#### [Aim of the task]
Quote the whole listing word for word. Do not include the pictures.

::::::

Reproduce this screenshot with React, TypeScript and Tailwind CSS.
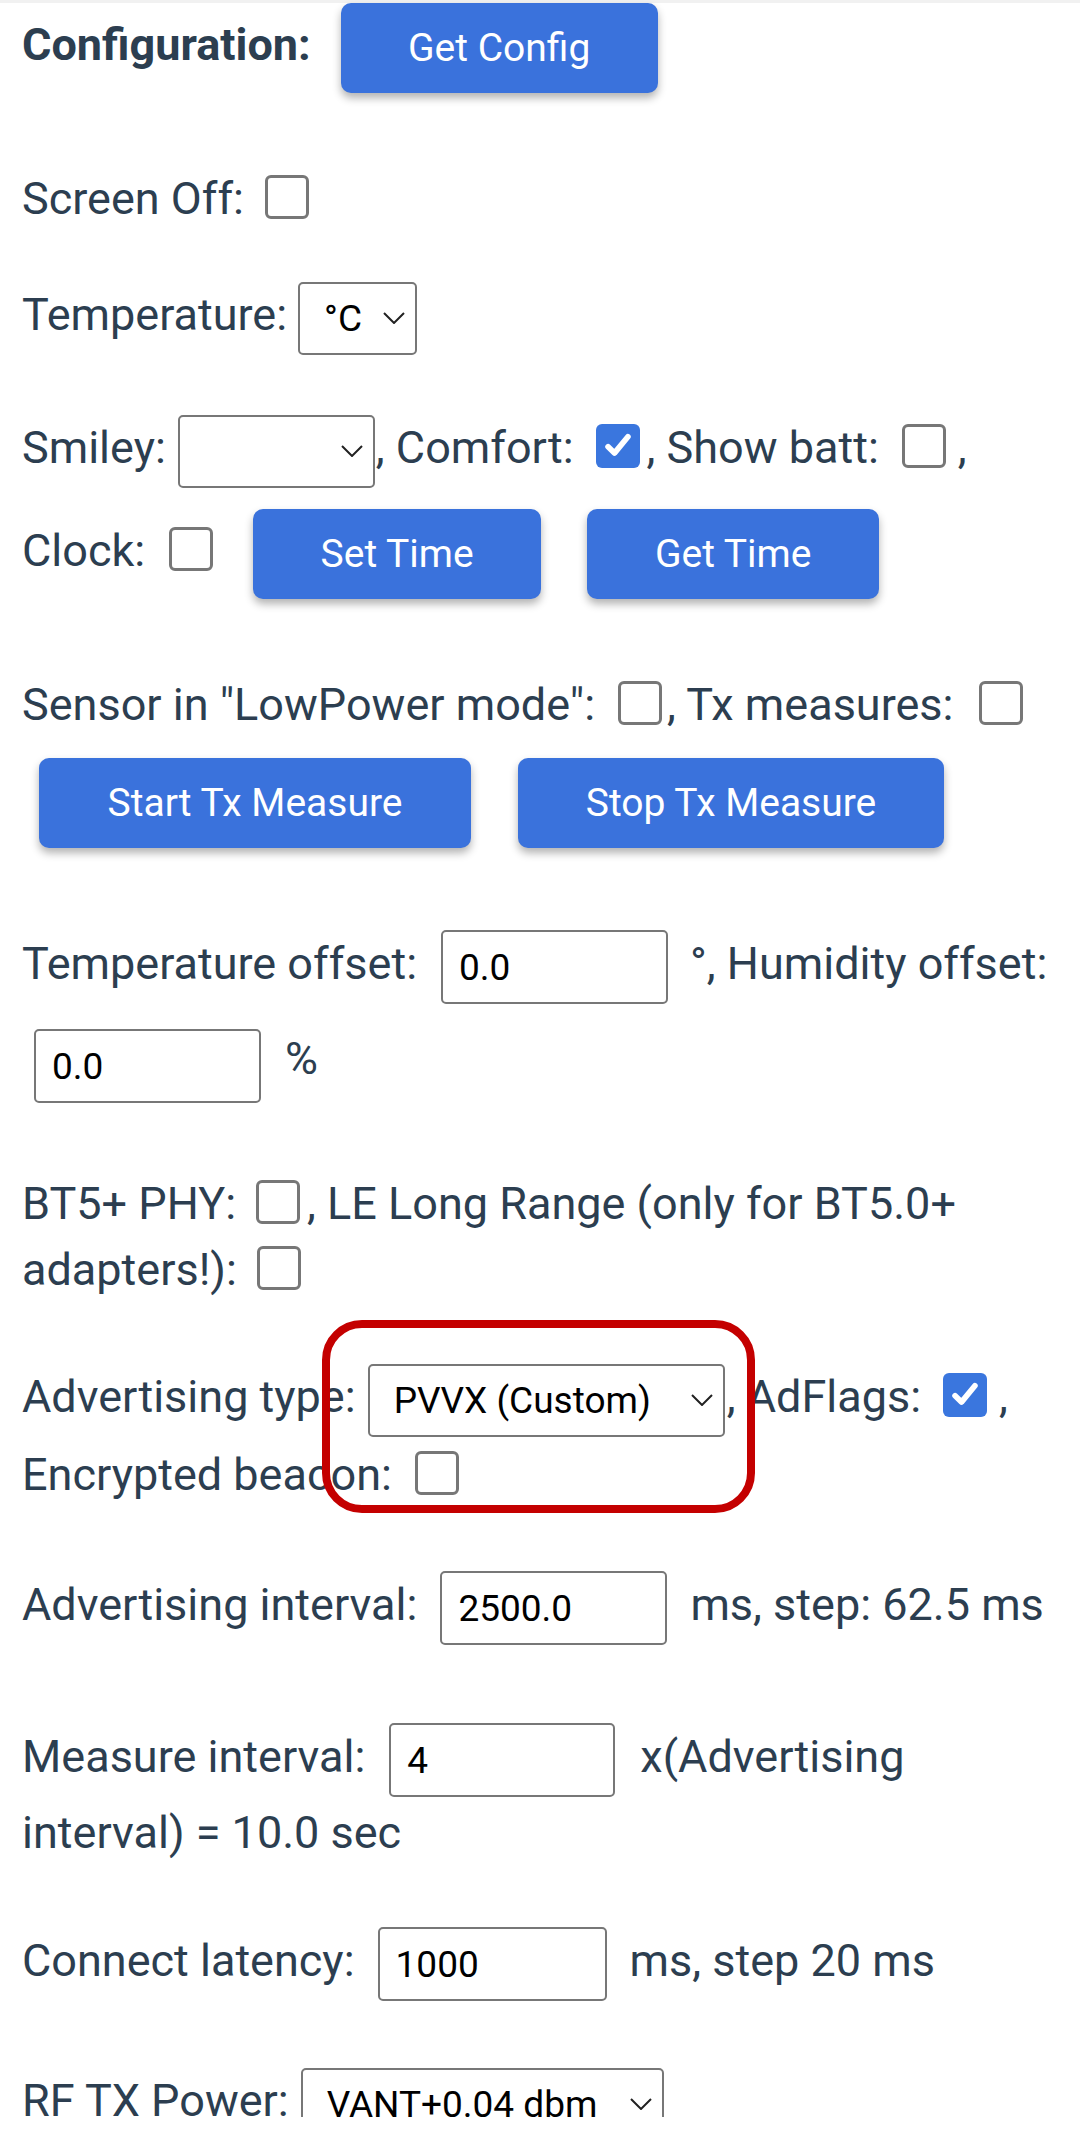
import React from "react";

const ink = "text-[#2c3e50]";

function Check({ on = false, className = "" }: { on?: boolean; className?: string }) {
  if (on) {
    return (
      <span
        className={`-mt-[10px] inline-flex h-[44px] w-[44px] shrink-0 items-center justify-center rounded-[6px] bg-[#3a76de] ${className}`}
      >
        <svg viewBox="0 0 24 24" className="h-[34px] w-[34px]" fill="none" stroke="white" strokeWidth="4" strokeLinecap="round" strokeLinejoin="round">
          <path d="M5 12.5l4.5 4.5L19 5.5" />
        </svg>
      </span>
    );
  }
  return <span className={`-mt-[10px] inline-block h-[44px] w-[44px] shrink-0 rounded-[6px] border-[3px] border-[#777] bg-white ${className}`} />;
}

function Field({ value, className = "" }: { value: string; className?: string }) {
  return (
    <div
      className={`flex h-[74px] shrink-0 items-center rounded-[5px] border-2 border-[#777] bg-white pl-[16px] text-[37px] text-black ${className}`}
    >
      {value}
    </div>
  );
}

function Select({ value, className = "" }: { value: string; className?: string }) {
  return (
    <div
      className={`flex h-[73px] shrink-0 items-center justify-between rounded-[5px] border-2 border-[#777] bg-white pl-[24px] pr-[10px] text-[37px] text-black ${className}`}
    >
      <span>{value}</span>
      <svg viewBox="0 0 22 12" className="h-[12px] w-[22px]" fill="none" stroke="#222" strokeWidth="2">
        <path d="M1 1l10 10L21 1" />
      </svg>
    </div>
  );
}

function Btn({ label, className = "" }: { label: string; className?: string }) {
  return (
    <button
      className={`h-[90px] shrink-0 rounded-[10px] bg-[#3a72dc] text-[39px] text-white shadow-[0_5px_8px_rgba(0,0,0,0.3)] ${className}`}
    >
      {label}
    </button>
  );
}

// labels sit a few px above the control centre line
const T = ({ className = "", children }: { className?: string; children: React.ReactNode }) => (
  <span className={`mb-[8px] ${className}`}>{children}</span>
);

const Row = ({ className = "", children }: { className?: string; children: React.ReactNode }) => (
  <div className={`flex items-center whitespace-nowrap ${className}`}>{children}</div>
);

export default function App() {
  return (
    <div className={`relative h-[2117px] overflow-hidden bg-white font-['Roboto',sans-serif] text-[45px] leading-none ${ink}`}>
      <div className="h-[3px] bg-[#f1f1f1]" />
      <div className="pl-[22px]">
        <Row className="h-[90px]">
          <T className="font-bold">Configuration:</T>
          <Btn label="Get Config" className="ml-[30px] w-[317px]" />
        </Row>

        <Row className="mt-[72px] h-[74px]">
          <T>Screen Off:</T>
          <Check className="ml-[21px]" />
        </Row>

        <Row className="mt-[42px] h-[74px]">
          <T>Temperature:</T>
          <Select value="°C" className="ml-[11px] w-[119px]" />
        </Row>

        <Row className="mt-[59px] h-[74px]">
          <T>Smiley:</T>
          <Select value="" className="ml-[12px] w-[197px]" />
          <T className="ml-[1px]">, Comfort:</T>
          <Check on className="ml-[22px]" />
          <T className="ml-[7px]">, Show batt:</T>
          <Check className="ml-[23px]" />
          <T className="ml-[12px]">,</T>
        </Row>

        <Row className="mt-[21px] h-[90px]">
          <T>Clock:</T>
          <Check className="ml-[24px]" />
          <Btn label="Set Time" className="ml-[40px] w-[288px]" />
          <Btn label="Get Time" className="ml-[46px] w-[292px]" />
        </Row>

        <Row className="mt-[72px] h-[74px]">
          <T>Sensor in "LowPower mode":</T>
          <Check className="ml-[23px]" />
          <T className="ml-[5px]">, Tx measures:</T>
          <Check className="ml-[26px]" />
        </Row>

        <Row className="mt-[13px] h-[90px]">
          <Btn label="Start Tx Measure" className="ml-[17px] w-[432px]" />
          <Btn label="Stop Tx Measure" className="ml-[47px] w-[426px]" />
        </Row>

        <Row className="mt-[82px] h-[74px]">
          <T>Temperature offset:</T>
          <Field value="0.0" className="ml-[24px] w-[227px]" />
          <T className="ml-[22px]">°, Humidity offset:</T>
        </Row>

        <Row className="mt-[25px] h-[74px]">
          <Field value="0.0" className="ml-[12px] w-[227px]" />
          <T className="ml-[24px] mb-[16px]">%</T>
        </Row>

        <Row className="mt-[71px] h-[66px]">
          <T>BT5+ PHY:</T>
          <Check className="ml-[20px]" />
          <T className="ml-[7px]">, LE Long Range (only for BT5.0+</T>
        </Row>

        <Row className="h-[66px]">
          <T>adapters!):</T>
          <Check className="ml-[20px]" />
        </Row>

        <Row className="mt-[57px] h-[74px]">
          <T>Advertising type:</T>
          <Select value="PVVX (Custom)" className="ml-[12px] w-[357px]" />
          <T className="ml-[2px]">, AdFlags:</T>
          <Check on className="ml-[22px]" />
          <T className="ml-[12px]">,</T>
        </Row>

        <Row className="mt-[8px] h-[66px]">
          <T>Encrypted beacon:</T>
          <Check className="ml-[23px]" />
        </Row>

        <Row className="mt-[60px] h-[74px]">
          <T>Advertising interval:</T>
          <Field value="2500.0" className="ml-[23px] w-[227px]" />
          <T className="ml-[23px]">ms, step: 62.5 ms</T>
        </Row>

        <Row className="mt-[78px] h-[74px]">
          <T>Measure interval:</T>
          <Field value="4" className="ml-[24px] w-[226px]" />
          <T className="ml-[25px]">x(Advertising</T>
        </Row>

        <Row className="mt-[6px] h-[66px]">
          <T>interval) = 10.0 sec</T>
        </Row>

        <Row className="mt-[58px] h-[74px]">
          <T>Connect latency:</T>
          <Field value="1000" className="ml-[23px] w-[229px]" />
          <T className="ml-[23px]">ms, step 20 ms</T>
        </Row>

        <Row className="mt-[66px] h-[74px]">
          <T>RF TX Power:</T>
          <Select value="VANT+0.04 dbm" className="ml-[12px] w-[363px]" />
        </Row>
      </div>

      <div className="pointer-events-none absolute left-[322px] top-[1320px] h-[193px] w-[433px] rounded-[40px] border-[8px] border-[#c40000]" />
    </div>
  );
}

::::::

#### [Exercise output]
Reproduce this screenshot with React, TypeScript and Tailwind CSS.
import React from "react";

const ink = "text-[#2c3e50]";

function Check({ on = false, className = "" }: { on?: boolean; className?: string }) {
  if (on) {
    return (
      <span
        className={`-mt-[10px] inline-flex h-[44px] w-[44px] shrink-0 items-center justify-center rounded-[6px] bg-[#3a76de] ${className}`}
      >
        <svg viewBox="0 0 24 24" className="h-[34px] w-[34px]" fill="none" stroke="white" strokeWidth="4" strokeLinecap="round" strokeLinejoin="round">
          <path d="M5 12.5l4.5 4.5L19 5.5" />
        </svg>
      </span>
    );
  }
  return <span className={`-mt-[10px] inline-block h-[44px] w-[44px] shrink-0 rounded-[6px] border-[3px] border-[#777] bg-white ${className}`} />;
}

function Field({ value, className = "" }: { value: string; className?: string }) {
  return (
    <div
      className={`flex h-[74px] shrink-0 items-center rounded-[5px] border-2 border-[#777] bg-white pl-[16px] text-[37px] text-black ${className}`}
    >
      {value}
    </div>
  );
}

function Select({ value, className = "" }: { value: string; className?: string }) {
  return (
    <div
      className={`flex h-[73px] shrink-0 items-center justify-between rounded-[5px] border-2 border-[#777] bg-white pl-[24px] pr-[10px] text-[37px] text-black ${className}`}
    >
      <span>{value}</span>
      <svg viewBox="0 0 22 12" className="h-[12px] w-[22px]" fill="none" stroke="#222" strokeWidth="2">
        <path d="M1 1l10 10L21 1" />
      </svg>
    </div>
  );
}

function Btn({ label, className = "" }: { label: string; className?: string }) {
  return (
    <button
      className={`h-[90px] shrink-0 rounded-[10px] bg-[#3a72dc] text-[39px] text-white shadow-[0_5px_8px_rgba(0,0,0,0.3)] ${className}`}
    >
      {label}
    </button>
  );
}

// labels sit a few px above the control centre line
const T = ({ className = "", children }: { className?: string; children: React.ReactNode }) => (
  <span className={`mb-[8px] ${className}`}>{children}</span>
);

const Row = ({ className = "", children }: { className?: string; children: React.ReactNode }) => (
  <div className={`flex items-center whitespace-nowrap ${className}`}>{children}</div>
);

export default function App() {
  return (
    <div className={`relative h-[2117px] overflow-hidden bg-white font-['Roboto',sans-serif] text-[45px] leading-none ${ink}`}>
      <div className="h-[3px] bg-[#f1f1f1]" />
      <div className="pl-[22px]">
        <Row className="h-[90px]">
          <T className="font-bold">Configuration:</T>
          <Btn label="Get Config" className="ml-[30px] w-[317px]" />
        </Row>

        <Row className="mt-[72px] h-[74px]">
          <T>Screen Off:</T>
          <Check className="ml-[21px]" />
        </Row>

        <Row className="mt-[42px] h-[74px]">
          <T>Temperature:</T>
          <Select value="°C" className="ml-[11px] w-[119px]" />
        </Row>

        <Row className="mt-[59px] h-[74px]">
          <T>Smiley:</T>
          <Select value="" className="ml-[12px] w-[197px]" />
          <T className="ml-[1px]">, Comfort:</T>
          <Check on className="ml-[22px]" />
          <T className="ml-[7px]">, Show batt:</T>
          <Check className="ml-[23px]" />
          <T className="ml-[12px]">,</T>
        </Row>

        <Row className="mt-[21px] h-[90px]">
          <T>Clock:</T>
          <Check className="ml-[24px]" />
          <Btn label="Set Time" className="ml-[40px] w-[288px]" />
          <Btn label="Get Time" className="ml-[46px] w-[292px]" />
        </Row>

        <Row className="mt-[72px] h-[74px]">
          <T>Sensor in "LowPower mode":</T>
          <Check className="ml-[23px]" />
          <T className="ml-[5px]">, Tx measures:</T>
          <Check className="ml-[26px]" />
        </Row>

        <Row className="mt-[13px] h-[90px]">
          <Btn label="Start Tx Measure" className="ml-[17px] w-[432px]" />
          <Btn label="Stop Tx Measure" className="ml-[47px] w-[426px]" />
        </Row>

        <Row className="mt-[82px] h-[74px]">
          <T>Temperature offset:</T>
          <Field value="0.0" className="ml-[24px] w-[227px]" />
          <T className="ml-[22px]">°, Humidity offset:</T>
        </Row>

        <Row className="mt-[25px] h-[74px]">
          <Field value="0.0" className="ml-[12px] w-[227px]" />
          <T className="ml-[24px] mb-[16px]">%</T>
        </Row>

        <Row className="mt-[71px] h-[66px]">
          <T>BT5+ PHY:</T>
          <Check className="ml-[20px]" />
          <T className="ml-[7px]">, LE Long Range (only for BT5.0+</T>
        </Row>

        <Row className="h-[66px]">
          <T>adapters!):</T>
          <Check className="ml-[20px]" />
        </Row>

        <Row className="mt-[57px] h-[74px]">
          <T>Advertising type:</T>
          <Select value="PVVX (Custom)" className="ml-[12px] w-[357px]" />
          <T className="ml-[2px]">, AdFlags:</T>
          <Check on className="ml-[22px]" />
          <T className="ml-[12px]">,</T>
        </Row>

        <Row className="mt-[8px] h-[66px]">
          <T>Encrypted beacon:</T>
          <Check className="ml-[23px]" />
        </Row>

        <Row className="mt-[60px] h-[74px]">
          <T>Advertising interval:</T>
          <Field value="2500.0" className="ml-[23px] w-[227px]" />
          <T className="ml-[23px]">ms, step: 62.5 ms</T>
        </Row>

        <Row className="mt-[78px] h-[74px]">
          <T>Measure interval:</T>
          <Field value="4" className="ml-[24px] w-[226px]" />
          <T className="ml-[25px]">x(Advertising</T>
        </Row>

        <Row className="mt-[6px] h-[66px]">
          <T>interval) = 10.0 sec</T>
        </Row>

        <Row className="mt-[58px] h-[74px]">
          <T>Connect latency:</T>
          <Field value="1000" className="ml-[23px] w-[229px]" />
          <T className="ml-[23px]">ms, step 20 ms</T>
        </Row>

        <Row className="mt-[66px] h-[74px]">
          <T>RF TX Power:</T>
          <Select value="VANT+0.04 dbm" className="ml-[12px] w-[363px]" />
        </Row>
      </div>

      <div className="pointer-events-none absolute left-[322px] top-[1320px] h-[193px] w-[433px] rounded-[40px] border-[8px] border-[#c40000]" />
    </div>
  );
}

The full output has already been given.